> _Exercise_:
Your task is to reproduce, verbatim and without pictures, the lines from the opening of the listing through the line containing "number; left: number;".

> _Data excerpt_:
******************************

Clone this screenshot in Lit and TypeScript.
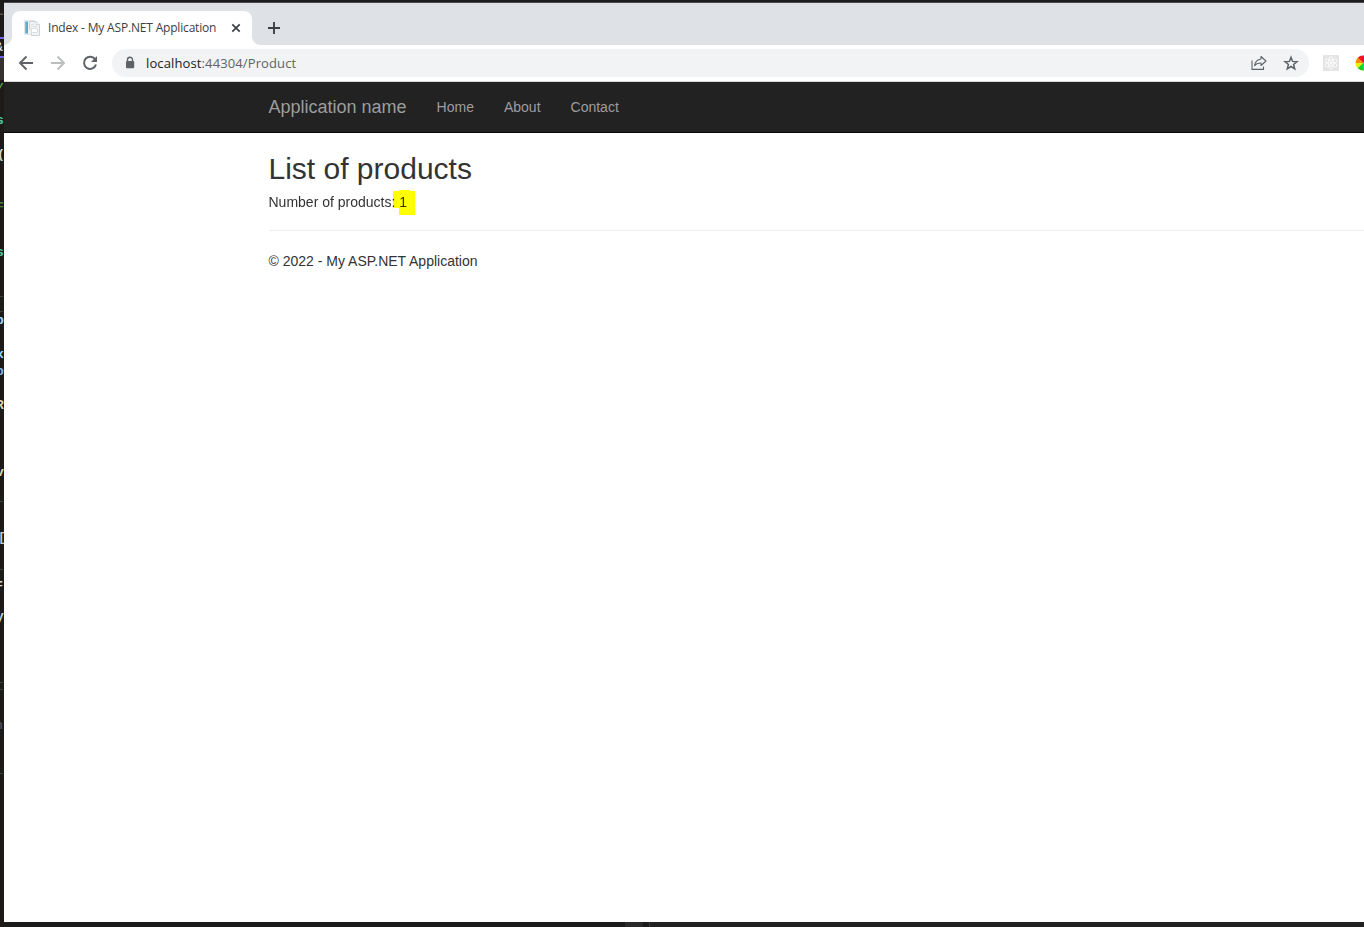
import { LitElement, html, css, svg } from "lit";
import { customElement } from "lit/decorators.js";

interface Mark { top: number; left: number; text: string; color: string; }

// Glyphs of the editor that show at the left of the browser window.
const MARKS: Mark[] = [
  { top: 4, left: -4, text: "L", color: "#55504a" },
  { top: 40, left: -5, text: "&", color: "#c8dcf0" },
  { top: 81, left: -4, text: "/", color: "#57a64a" },
  { top: 113, left: -4, text: "s", color: "#4ec9a0" },
  { top: 147, left: -3, text: "(", color: "#dcdcc8" },
  { top: 198, left: -4, text: "=", color: "#4a8040" },
  { top: 245, left: -4, text: "s", color: "#4ec9a0" },
  { top: 313, left: -4, text: "p", color: "#9cdcfe" },
  { top: 347, left: -4, text: "x", color: "#9cdcfe" },
  { top: 364, left: -4, text: "p", color: "#7ab8e8" },
  { top: 398, left: -4, text: "R", color: "#dcdcaa" },
  { top: 465, left: -4, text: "v", color: "#dcdcaa" },
  { top: 530, left: -2, text: "[", color: "#c8c8c8" },
  { top: 577, left: -5, text: "=", color: "#dcdcdc" },
  { top: 609, left: -4, text: "y", color: "#b8d8d0" },
  { top: 718, left: -5, text: "n", color: "#4a4a55" },
];
const RULES = [296, 311, 501, 569, 682, 689, 773];
// Wheel colours run counter-clockwise from the top.
const WHEEL = ["#f01818", "#ff8a00", "#e8f000", "#20d020", "#00d8c0", "#1060e0", "#7020d0", "#d000a0"];

@customElement("editor-edge")
class EditorEdge extends LitElement {
  static styles = css`
    :host { display: block; position: relative; overflow: hidden; background: #1c1b1a;
      font: bold 13px/16px "Liberation Mono", monospace; }
    .mark, .rule, .block { position: absolute; }
    .rule { left: 0; width: 3px; height: 1px; background: #3f3f3f; }
    .band { position: absolute; left: 0; top: 37px; width: 4px; height: 21px; box-sizing: border-box;
      border-top: 2px solid #7160e8; border-bottom: 2px solid #7160e8; }
    .block { left: 0; top: 58px; width: 4px; height: 22px; background: #343332; }
  `;
  render() {
    return html`<div class="band"></div><div class="block"></div>
      ${MARKS.map(m => html`<span class="mark" style="top:${m.top}px;left:${m.left}px;color:${m.color}">${m.text}</span>`)}
      ${RULES.map(y => html`<span class="rule" style="top:${y}px"></span>`)}`;
  }
}

@customElement("browser-chrome")
class BrowserChrome extends LitElement {
  static styles = css`
    :host { display: block; font-family: "Open Sans", "Noto Sans", sans-serif; }
    svg { display: block; flex: none; }
    .tabs { display: flex; height: 42px; padding: 8px 0 0 8px; box-sizing: border-box; background: #dee1e6; }
    .tab { position: relative; display: flex; align-items: center; width: 240px; height: 34px; box-sizing: border-box;
      padding: 0 9px 0 12px; background: #fff; border-radius: 8px 8px 0 0; color: #3c4043; font-size: 12px; }
    .tab::before, .tab::after { content: ""; position: absolute; bottom: 0; width: 8px; height: 8px; }
    .tab::before { left: -8px; background: radial-gradient(circle at 0 0, transparent 7.5px, #fff 8px); }
    .tab::after { right: -8px; background: radial-gradient(circle at 100% 0, transparent 7.5px, #fff 8px); }
    .title { flex: 1; margin-left: 8px; padding-bottom: 2px; white-space: nowrap; letter-spacing: -0.18px; }
    .add { margin: 9px 0 0 14px; }
    .bar { display: flex; align-items: center; height: 37px; box-sizing: border-box; border-bottom: 1px solid #d5d7da;
      padding-left: 14px; background: #fff; }
    .nav { display: flex; gap: 16px; }
    .nav svg { width: 16px; height: 16px; }
    .address { display: flex; align-items: center; width: 1197px; height: 28px; box-sizing: border-box; margin-left: 14px;
      padding: 0 10px 0 10px; border-radius: 14px; background: #f1f3f4; font-size: 13px; flex: none; }
    .url { flex: 1; margin-left: 8px; color: #5f6368; white-space: nowrap; letter-spacing: 0.12px; }
    .host { color: #202124; }
    .share { margin-right: 16px; }
    .react { margin-left: 14px; }
    .wheel { margin-left: 16px; }
  `;
  render() {
    return html`
      <div class="tabs">
        <div class="tab">
          <svg width="16" height="16" viewBox="0 0 16 16">
            <path d="M.5.5h10v14H.5z" fill="#edf3f7" stroke="#dfe5e9"/><path d="M1.300 1.500h2.700v12H1.300z" fill="#5ba8d4"/>
            <path d="M5.500 1.500h6.500l3.500 3v11H7.500V9h-2z" fill="#f0f2f4" stroke="#d0d4d8"/><path d="M12 1.500v3h3" fill="#fff" stroke="#d0d4d8"/>
            <path d="M7.500 8.500h6v4h-6z" fill="#fff" stroke="#dde0e3"/><path d="M7 4.500h3M7 6.500h6" stroke="#dde0e3"/>
          </svg>
          <span class="title">Index - My ASP.NET Application</span>
          <svg width="14" height="14" viewBox="0 0 14 14"><path d="M3.300 3.300l7.400 7.400M10.700 3.300l-7.400 7.400" stroke="#3c4043" stroke-width="1.700"/></svg>
        </div>
        <svg class="add" width="16" height="16" viewBox="0 0 16 16"><path d="M8 2v12M2 8h12" stroke="#3c4043" stroke-width="1.900"/></svg>
      </div>
      <div class="bar">
        <div class="nav">
          <svg viewBox="0 0 16 16"><path d="M15 8H2.500M8.500 1.500L2 8l6.500 6.500" fill="none" stroke="#5f6368" stroke-width="1.900"/></svg>
          <svg viewBox="0 0 16 16"><path d="M1 8h12.500M7.500 1.500L14 8l-6.500 6.500" fill="none" stroke="#babcbe" stroke-width="1.900"/></svg>
          <svg viewBox="0 0 16 16"><path d="M13.300 4.500A6.100 6.100 0 1 0 14 9.500" fill="none" stroke="#5f6368" stroke-width="2"/><path d="M15 1v6H9z" fill="#5f6368"/></svg>
        </div>
        <div class="address">
          <svg width="16" height="16" viewBox="0 0 16 16"><path d="M5.500 6.500V4.700a2.500 2.500 0 0 1 5 0v1.800" fill="none" stroke="#5f6368" stroke-width="1.400"/><rect x="4" y="6" width="8.200" height="7.200" rx="1" fill="#5f6368"/></svg>
          <span class="url"><span class="host">localhost</span>:44304/Product</span>
          <svg class="share" width="16" height="16" viewBox="0 0 16 16" fill="none" stroke="#5f6368" stroke-width="1.100"><path d="M1 5.500v8.900h11.500v-3"/><path d="M10 1.500L15 6l-5 4.500V8C7 7.700 5 8.700 3.500 10.700 4 7 6.500 4.500 10 4z" stroke-linejoin="round"/></svg>
          <svg width="16" height="16" viewBox="0 0 16 16"><path d="M8 2.300l1.600 4.100 4.400.3-3.400 2.800 1.100 4.300L8 11.500l-3.700 2.300 1.100-4.300L2 6.700l4.400-.3z" fill="none" stroke="#5f6368" stroke-width="1.500"/></svg>
        </div>
        <svg class="react" width="16" height="16" viewBox="0 0 16 16"><path d="M0 0h16v16H0z" fill="#e4e4e4"/>
          <g fill="none" stroke="#fafafa" stroke-width=".9">
            ${[30, 90, 150].map(a => svg`<ellipse cx="8" cy="8" rx="6.500" ry="2.500" transform="rotate(${a} 8 8)"/>`)}
          </g><circle cx="8" cy="8" r="1.300" fill="#fafafa"/></svg>
        <svg class="wheel" width="16" height="16" viewBox="0 0 16 16">
          ${WHEEL.map((c, i) => {
            const a = (i * Math.PI) / 4, b = a + Math.PI / 4;
            return svg`<path d="M8 8L${8 - 7.5 * Math.sin(a)} ${8 - 7.5 * Math.cos(a)}A7.500 7.500 0 0 0 ${8 - 7.5 * Math.sin(b)} ${8 - 7.5 * Math.cos(b)}z" fill=${c}/>`;
          })}
        </svg>
      </div>`;
  }
}

@customElement("product-page")
class ProductPage extends LitElement {
  static styles = css`
    :host { display: block; background: #fff; color: #333; font: 14px/20px "Liberation Sans", Arial, sans-serif; }
    .navbar { display: flex; height: 51px; box-sizing: border-box; padding-left: 264.5px; background: #222;
      border-bottom: 1px solid #080808; color: #9d9d9d; line-height: 20px; }
    .brand { padding: 15px 15px 15px 0; font-size: 18px; }
    .link { padding: 15px; }
    .body { padding-left: 264.5px; }
    h2 { margin: 0; padding-top: 19px; font-size: 30px; font-weight: 400; line-height: 33px; }
    .count { display: flex; margin-top: 7px; isolation: isolate; }
    .label, .value { white-space: pre; }
    .value { position: relative; }
    .value svg { position: absolute; left: -6px; top: -2px; mix-blend-mode: multiply; }
    hr { margin: 18px 0 20px; border: 0; border-top: 1px solid #eee; }
    p { margin: 0; }
  `;
  render() {
    return html`
      <nav class="navbar"><span class="brand">Application name</span><span class="link">Home</span><span class="link">About</span><span class="link">Contact</span></nav>
      <main class="body">
        <h2>List of products</h2>
        <div class="count"><span class="label">Number of products: </span><span class="value">1<svg width="22" height="27" viewBox="0 0 22 27"><path d="M0 1h6V0h11v1h5v24H6v-7H0z" fill="#ff0"/></svg></span></div>
        <hr><p>© 2022 - My ASP.NET Application</p>
      </main>`;
  }
}

@customElement("app-root")
class AppRoot extends LitElement {
  static styles = css`
    :host { display: grid; grid-template-columns: 4px 1360px; grid-template-rows: 3px 919px 5px;
      width: 1364px; height: 927px; overflow: hidden; background: #1c1b1c; }
    .edge { grid-area: 1 / 1 / 4 / 2; }
    .top { grid-area: 1 / 2; border-bottom: 1px solid #4b4b4d; height: 2px; }
    .window { grid-area: 2 / 2; display: flex; flex-direction: column; overflow: hidden; }
    .page { flex: 1; }
    .foot { grid-area: 3 / 2; display: grid; grid-template-columns: 621px 18px 6px 1fr; }
    .thumb { background: #2b2a2b; }
    .pane { border-left: 1px solid #3a393a; background: #222122; }
  `;
  render() {
    return html`<editor-edge class="edge"></editor-edge><div class="top"></div>
      <div class="window"><browser-chrome></browser-chrome><product-page class="page"></product-page></div>
      <div class="foot"><i></i><i class="thumb"></i><i></i><i class="pane"></i></div>`;
  }
}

******************************

> _Result of the exercise_:
Clone this screenshot in Lit and TypeScript.
import { LitElement, html, css, svg } from "lit";
import { customElement } from "lit/decorators.js";

interface Mark { top: number; left: number; text: string; color: string; }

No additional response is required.